=== Data excerpt ===
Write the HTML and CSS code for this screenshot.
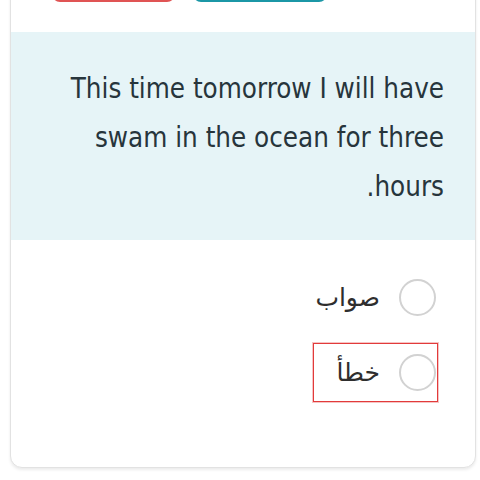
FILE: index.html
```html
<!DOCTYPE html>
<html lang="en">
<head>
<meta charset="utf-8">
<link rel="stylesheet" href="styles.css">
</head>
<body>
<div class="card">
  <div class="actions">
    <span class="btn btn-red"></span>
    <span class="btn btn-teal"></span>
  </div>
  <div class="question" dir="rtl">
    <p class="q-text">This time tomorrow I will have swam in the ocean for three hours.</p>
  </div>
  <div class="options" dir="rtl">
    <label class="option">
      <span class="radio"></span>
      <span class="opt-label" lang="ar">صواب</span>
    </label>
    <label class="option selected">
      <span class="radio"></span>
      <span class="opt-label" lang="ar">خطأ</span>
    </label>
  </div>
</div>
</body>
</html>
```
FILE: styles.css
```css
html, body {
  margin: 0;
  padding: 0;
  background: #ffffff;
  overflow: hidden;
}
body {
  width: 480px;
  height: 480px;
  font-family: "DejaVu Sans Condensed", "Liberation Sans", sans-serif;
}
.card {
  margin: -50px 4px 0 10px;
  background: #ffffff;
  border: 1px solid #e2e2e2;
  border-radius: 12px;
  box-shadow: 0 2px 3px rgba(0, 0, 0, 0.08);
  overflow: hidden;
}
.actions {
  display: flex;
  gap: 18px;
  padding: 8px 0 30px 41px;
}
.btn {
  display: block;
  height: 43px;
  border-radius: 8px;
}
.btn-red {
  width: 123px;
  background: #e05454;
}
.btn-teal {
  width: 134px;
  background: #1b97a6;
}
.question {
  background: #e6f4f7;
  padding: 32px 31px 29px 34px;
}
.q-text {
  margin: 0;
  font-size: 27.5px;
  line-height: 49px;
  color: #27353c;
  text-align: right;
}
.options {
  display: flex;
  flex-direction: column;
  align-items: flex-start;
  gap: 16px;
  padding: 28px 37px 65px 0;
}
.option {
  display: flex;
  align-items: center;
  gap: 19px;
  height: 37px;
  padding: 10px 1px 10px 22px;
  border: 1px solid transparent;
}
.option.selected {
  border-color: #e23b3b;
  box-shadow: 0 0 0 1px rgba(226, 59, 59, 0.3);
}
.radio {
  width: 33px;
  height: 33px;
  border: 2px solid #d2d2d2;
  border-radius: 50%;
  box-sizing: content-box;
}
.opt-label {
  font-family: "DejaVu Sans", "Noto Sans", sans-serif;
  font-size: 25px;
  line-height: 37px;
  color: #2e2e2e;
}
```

=== Aim of the task ===
Quote the material word for word, dropping any images it holds.

=== Expected answer ===
Write the HTML and CSS code for this screenshot.
FILE: index.html
```html
<!DOCTYPE html>
<html lang="en">
<head>
<meta charset="utf-8">
<link rel="stylesheet" href="styles.css">
</head>
<body>
<div class="card">
  <div class="actions">
    <span class="btn btn-red"></span>
    <span class="btn btn-teal"></span>
  </div>
  <div class="question" dir="rtl">
    <p class="q-text">This time tomorrow I will have swam in the ocean for three hours.</p>
  </div>
  <div class="options" dir="rtl">
    <label class="option">
      <span class="radio"></span>
      <span class="opt-label" lang="ar">صواب</span>
    </label>
    <label class="option selected">
      <span class="radio"></span>
      <span class="opt-label" lang="ar">خطأ</span>
    </label>
  </div>
</div>
</body>
</html>
```
FILE: styles.css
```css
html, body {
  margin: 0;
  padding: 0;
  background: #ffffff;
  overflow: hidden;
}
body {
  width: 480px;
  height: 480px;
  font-family: "DejaVu Sans Condensed", "Liberation Sans", sans-serif;
}
.card {
  margin: -50px 4px 0 10px;
  background: #ffffff;
  border: 1px solid #e2e2e2;
  border-radius: 12px;
  box-shadow: 0 2px 3px rgba(0, 0, 0, 0.08);
  overflow: hidden;
}
.actions {
  display: flex;
  gap: 18px;
  padding: 8px 0 30px 41px;
}
.btn {
  display: block;
  height: 43px;
  border-radius: 8px;
}
.btn-red {
  width: 123px;
  background: #e05454;
}
.btn-teal {
  width: 134px;
  background: #1b97a6;
}
.question {
  background: #e6f4f7;
  padding: 32px 31px 29px 34px;
}
.q-text {
  margin: 0;
  font-size: 27.5px;
  line-height: 49px;
  color: #27353c;
  text-align: right;
}
.options {
  display: flex;
  flex-direction: column;
  align-items: flex-start;
  gap: 16px;
  padding: 28px 37px 65px 0;
}
.option {
  display: flex;
  align-items: center;
  gap: 19px;
  height: 37px;
  padding: 10px 1px 10px 22px;
  border: 1px solid transparent;
}
.option.selected {
  border-color: #e23b3b;
  box-shadow: 0 0 0 1px rgba(226, 59, 59, 0.3);
}
.radio {
  width: 33px;
  height: 33px;
  border: 2px solid #d2d2d2;
  border-radius: 50%;
  box-sizing: content-box;
}
.opt-label {
  font-family: "DejaVu Sans", "Noto Sans", sans-serif;
  font-size: 25px;
  line-height: 37px;
  color: #2e2e2e;
}
```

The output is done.